**Your objective**: Extract each line of the material that follows exactly and omit its pictures.
>> begin Data extract
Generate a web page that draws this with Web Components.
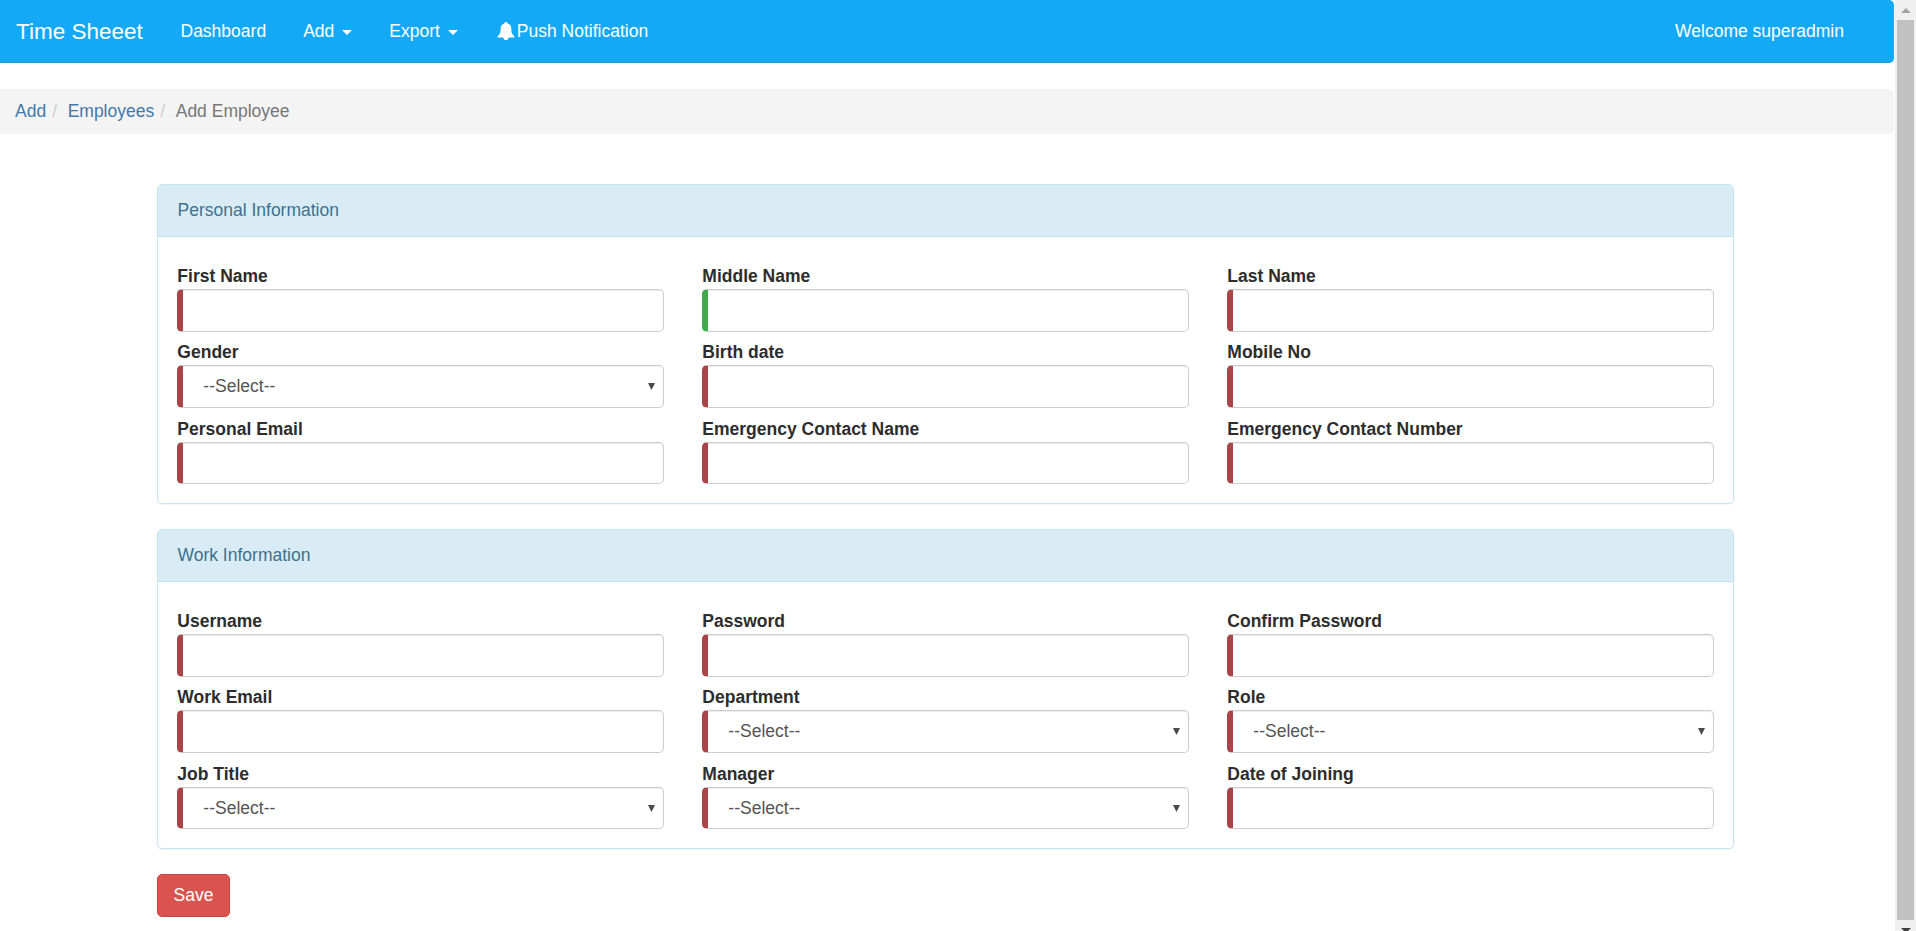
<!DOCTYPE html>
<html lang="en">
<head>
<meta charset="utf-8">
<title>Time Sheeet</title>
<style>
html,body{margin:0;height:100%;overflow:hidden;background:#fff}
body{font:17.5px/25px "Liberation Sans",Arial,sans-serif;color:#333}
</style>
</head>
<body>
<timesheet-app></timesheet-app>
<script>
const define = (name, html, setup) => customElements.define(name, class extends HTMLElement {
  constructor() {
    super();
    this.attachShadow({ mode: 'open' });
  }
  connectedCallback() {
    const t = document.createElement('template');
    t.innerHTML = '<style>*{box-sizing:border-box}</style>' + html;
    this.shadowRoot.replaceChildren(t.content.cloneNode(true));
    if (setup) setup(this, this.shadowRoot);
  }
});

define('nav-item', `<style>
:host{display:flex;align-items:center;white-space:nowrap;color:#fff;padding-top:1px}
.caret{display:none;margin-left:8px;border:5px solid transparent;border-top-color:#fff;border-bottom:0}
:host([caret]) .caret{display:block;margin-top:2px}
</style><slot name="icon"></slot><slot></slot><i class="caret"></i>`);

define('app-navbar', `<style>
:host{display:flex;align-items:center;height:63px;padding:0 50px 0 16px;background:#14a9f6;border-bottom:1px solid #1b9be0;border-radius:0 5px 5px 0}
.brand{font-size:22.5px;color:#fff;width:164.500px;white-space:nowrap}
.links{display:flex;gap:37px;flex:1}
svg{display:block;width:18px;height:18px;margin:-1px 2px 0 2px}
</style>
<span class="brand">Time Sheeet</span>
<nav class="links">
<nav-item>Dashboard</nav-item><nav-item caret>Add</nav-item><nav-item caret>Export</nav-item>
<nav-item><svg slot="icon" viewBox="0 0 18 18" fill="#fff"><path d="M9 0c1 0 1.600.6 1.700 1.500C13.100 2.200 14.300 4.100 14.300 6.600c0 4.200.8 5.700 3.200 7.800v1H.5v-1c2.400-2.100 3.200-3.600 3.200-7.800 0-2.500 1.200-4.400 3.600-5.100C7.400.6 8 0 9 0zM6.300 15.400h5.400c-.2 1.700-1.300 2.600-2.700 2.600s-2.500-.9-2.700-2.600z"/></svg>Push Notification</nav-item>
</nav><nav-item>Welcome superadmin</nav-item>`);

define('crumb-bar', `<style>
:host{display:flex;align-items:center;height:44.500px;margin-top:26px;padding-left:15px;background:#f4f4f4;border-radius:0 5px 5px 0}
a{color:#4378ab}i{font-style:normal;color:#ccc;width:21.500px;padding-left:6px}span{color:#777}
</style><a>Add</a><i>/</i><a>Employees</a><i>/</i><span>Add Employee</span>`);

define('info-panel', `<style>
:host{display:block;height:320px;border:1px solid #c3e5ee;border-radius:5px;box-shadow:0 1px 1px rgba(0,0,0,.05);margin-bottom:25px}
header{height:52px;padding:12.500px 19.500px;background:#d9ecf6;border-bottom:1px solid #c3e5ee;color:#3d718d;border-radius:4px 4px 0 0}
.grid{display:grid;grid-template-columns:repeat(3,1fr);column-gap:37.500px;grid-template-rows:76px 77px 68px;padding:26px 18.750px 0}
</style><header></header><div class="grid"><slot></slot></div>`,
(el, root) => root.querySelector('header').textContent = el.getAttribute('heading'));

define('form-field', `<style>
:host{display:grid;grid-template-rows:26px 43px;--bar:#a94448}
:host(:nth-child(n+7)){grid-template-rows:26px 42px}
:host([valid]){--bar:#3fab4c}
label{font-weight:700;padding:1px 0 0 .6px;color:#2d2d2d}
.control{display:flex;align-items:center;justify-content:space-between;width:100%;height:100%;margin:0;padding:0 8px 0 20.600px;font:inherit;color:#555;background:#fff;border:1px solid #ccc;border-left:6px solid var(--bar);border-radius:5px;box-shadow:inset 0 1px 1px rgba(0,0,0,.075);outline:0}
svg{width:7px;height:7px}
</style><label></label>`,
(el, root) => {
  root.querySelector('label').textContent = el.getAttribute('label');
  root.append(document.createElement(el.hasAttribute('select') ? 'div' : 'input'));
  const c = root.lastChild;
  c.className = 'control';
  if (el.hasAttribute('select')) {
    c.setAttribute('role', 'combobox');
    c.innerHTML = '<span>--Select--</span><svg viewBox="0 0 7 7"><path d="M0 0h7L3.500 7z" fill="#4a4a4a"/></svg>';
  }
});

define('save-button', `<style>
:host{display:block}
button{width:73px;height:43px;padding:0;font:inherit;color:#fff;background:#d9534f;border:1px solid #d1433f;border-radius:5px}
</style><button><slot></slot></button>`);

define('scroll-rail', `<style>
:host{display:flex;flex-direction:column;align-items:center;width:21px;height:931px;background:#f0f0f0;overflow:hidden}
.up{height:20px;padding-top:8px}
.thumb{width:17px;height:900px;background:#c1c1c1}
.down{padding-top:8px;height:11px;overflow:hidden}
svg{display:block}
</style><div class="up"><svg width="10" height="5"><path d="M0 5L5 0l5 5z" fill="#a3a3a3"/></svg></div><div class="thumb"></div>
<div class="down"><svg width="10" height="5"><path d="M0 0h10L5 5z" fill="#404040"/></svg></div>`);

define('timesheet-app', `<style>
:host{display:grid;grid-template-columns:1894px 1fr;height:931px;overflow:hidden}
main{min-width:0}
scroll-rail{margin-left:1px}
.form{margin:50.500px 160px 0 157px}
</style>
<main><app-navbar></app-navbar><crumb-bar></crumb-bar>
<div class="form">
<info-panel heading="Personal Information">
<form-field label="First Name"></form-field><form-field label="Middle Name" valid></form-field><form-field label="Last Name"></form-field>
<form-field label="Gender" select></form-field><form-field label="Birth date"></form-field><form-field label="Mobile No"></form-field>
<form-field label="Personal Email"></form-field><form-field label="Emergency Contact Name"></form-field><form-field label="Emergency Contact Number"></form-field>
</info-panel>
<info-panel heading="Work Information">
<form-field label="Username"></form-field><form-field label="Password"></form-field><form-field label="Confirm Password"></form-field>
<form-field label="Work Email"></form-field><form-field label="Department" select></form-field><form-field label="Role" select></form-field>
<form-field label="Job Title" select></form-field><form-field label="Manager" select></form-field><form-field label="Date of Joining"></form-field>
</info-panel>
<save-button>Save</save-button>
</div></main><scroll-rail></scroll-rail>`);
</script>
</body>
</html>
>> end Data extract
**Result**:
Generate a web page that draws this with Web Components.
<!DOCTYPE html>
<html lang="en">
<head>
<meta charset="utf-8">
<title>Time Sheeet</title>
<style>
html,body{margin:0;height:100%;overflow:hidden;background:#fff}
body{font:17.5px/25px "Liberation Sans",Arial,sans-serif;color:#333}
</style>
</head>
<body>
<timesheet-app></timesheet-app>
<script>
const define = (name, html, setup) => customElements.define(name, class extends HTMLElement {
  constructor() {
    super();
    this.attachShadow({ mode: 'open' });
  }
  connectedCallback() {
    const t = document.createElement('template');
    t.innerHTML = '<style>*{box-sizing:border-box}</style>' + html;
    this.shadowRoot.replaceChildren(t.content.cloneNode(true));
    if (setup) setup(this, this.shadowRoot);
  }
});

define('nav-item', `<style>
:host{display:flex;align-items:center;white-space:nowrap;color:#fff;padding-top:1px}
.caret{display:none;margin-left:8px;border:5px solid transparent;border-top-color:#fff;border-bottom:0}
:host([caret]) .caret{display:block;margin-top:2px}
</style><slot name="icon"></slot><slot></slot><i class="caret"></i>`);

define('app-navbar', `<style>
:host{display:flex;align-items:center;height:63px;padding:0 50px 0 16px;background:#14a9f6;border-bottom:1px solid #1b9be0;border-radius:0 5px 5px 0}
.brand{font-size:22.5px;color:#fff;width:164.500px;white-space:nowrap}
.links{display:flex;gap:37px;flex:1}
svg{display:block;width:18px;height:18px;margin:-1px 2px 0 2px}
</style>
<span class="brand">Time Sheeet</span>
<nav class="links">
<nav-item>Dashboard</nav-item><nav-item caret>Add</nav-item><nav-item caret>Export</nav-item>
<nav-item><svg slot="icon" viewBox="0 0 18 18" fill="#fff"><path d="M9 0c1 0 1.600.6 1.700 1.500C13.100 2.200 14.300 4.100 14.300 6.600c0 4.200.8 5.700 3.200 7.800v1H.5v-1c2.400-2.100 3.200-3.600 3.200-7.800 0-2.500 1.200-4.400 3.600-5.100C7.400.6 8 0 9 0zM6.300 15.400h5.400c-.2 1.700-1.300 2.600-2.700 2.600s-2.500-.9-2.700-2.600z"/></svg>Push Notification</nav-item>
</nav><nav-item>Welcome superadmin</nav-item>`);

define('crumb-bar', `<style>
:host{display:flex;align-items:center;height:44.500px;margin-top:26px;padding-left:15px;background:#f4f4f4;border-radius:0 5px 5px 0}
a{color:#4378ab}i{font-style:normal;color:#ccc;width:21.500px;padding-left:6px}span{color:#777}
</style><a>Add</a><i>/</i><a>Employees</a><i>/</i><span>Add Employee</span>`);

define('info-panel', `<style>
:host{display:block;height:320px;border:1px solid #c3e5ee;border-radius:5px;box-shadow:0 1px 1px rgba(0,0,0,.05);margin-bottom:25px}
header{height:52px;padding:12.500px 19.500px;background:#d9ecf6;border-bottom:1px solid #c3e5ee;color:#3d718d;border-radius:4px 4px 0 0}
.grid{display:grid;grid-template-columns:repeat(3,1fr);column-gap:37.500px;grid-template-rows:76px 77px 68px;padding:26px 18.750px 0}
</style><header></header><div class="grid"><slot></slot></div>`,
(el, root) => root.querySelector('header').textContent = el.getAttribute('heading'));

define('form-field', `<style>
:host{display:grid;grid-template-rows:26px 43px;--bar:#a94448}
:host(:nth-child(n+7)){grid-template-rows:26px 42px}
:host([valid]){--bar:#3fab4c}
label{font-weight:700;padding:1px 0 0 .6px;color:#2d2d2d}
.control{display:flex;align-items:center;justify-content:space-between;width:100%;height:100%;margin:0;padding:0 8px 0 20.600px;font:inherit;color:#555;background:#fff;border:1px solid #ccc;border-left:6px solid var(--bar);border-radius:5px;box-shadow:inset 0 1px 1px rgba(0,0,0,.075);outline:0}
svg{width:7px;height:7px}
</style><label></label>`,
(el, root) => {
  root.querySelector('label').textContent = el.getAttribute('label');
  root.append(document.createElement(el.hasAttribute('select') ? 'div' : 'input'));
  const c = root.lastChild;
  c.className = 'control';
  if (el.hasAttribute('select')) {
    c.setAttribute('role', 'combobox');
    c.innerHTML = '<span>--Select--</span><svg viewBox="0 0 7 7"><path d="M0 0h7L3.500 7z" fill="#4a4a4a"/></svg>';
  }
});

define('save-button', `<style>
:host{display:block}
button{width:73px;height:43px;padding:0;font:inherit;color:#fff;background:#d9534f;border:1px solid #d1433f;border-radius:5px}
</style><button><slot></slot></button>`);

define('scroll-rail', `<style>
:host{display:flex;flex-direction:column;align-items:center;width:21px;height:931px;background:#f0f0f0;overflow:hidden}
.up{height:20px;padding-top:8px}
.thumb{width:17px;height:900px;background:#c1c1c1}
.down{padding-top:8px;height:11px;overflow:hidden}
svg{display:block}
</style><div class="up"><svg width="10" height="5"><path d="M0 5L5 0l5 5z" fill="#a3a3a3"/></svg></div><div class="thumb"></div>
<div class="down"><svg width="10" height="5"><path d="M0 0h10L5 5z" fill="#404040"/></svg></div>`);

define('timesheet-app', `<style>
:host{display:grid;grid-template-columns:1894px 1fr;height:931px;overflow:hidden}
main{min-width:0}
scroll-rail{margin-left:1px}
.form{margin:50.500px 160px 0 157px}
</style>
<main><app-navbar></app-navbar><crumb-bar></crumb-bar>
<div class="form">
<info-panel heading="Personal Information">
<form-field label="First Name"></form-field><form-field label="Middle Name" valid></form-field><form-field label="Last Name"></form-field>
<form-field label="Gender" select></form-field><form-field label="Birth date"></form-field><form-field label="Mobile No"></form-field>
<form-field label="Personal Email"></form-field><form-field label="Emergency Contact Name"></form-field><form-field label="Emergency Contact Number"></form-field>
</info-panel>
<info-panel heading="Work Information">
<form-field label="Username"></form-field><form-field label="Password"></form-field><form-field label="Confirm Password"></form-field>
<form-field label="Work Email"></form-field><form-field label="Department" select></form-field><form-field label="Role" select></form-field>
<form-field label="Job Title" select></form-field><form-field label="Manager" select></form-field><form-field label="Date of Joining"></form-field>
</info-panel>
<save-button>Save</save-button>
</div></main><scroll-rail></scroll-rail>`);
</script>
</body>
</html>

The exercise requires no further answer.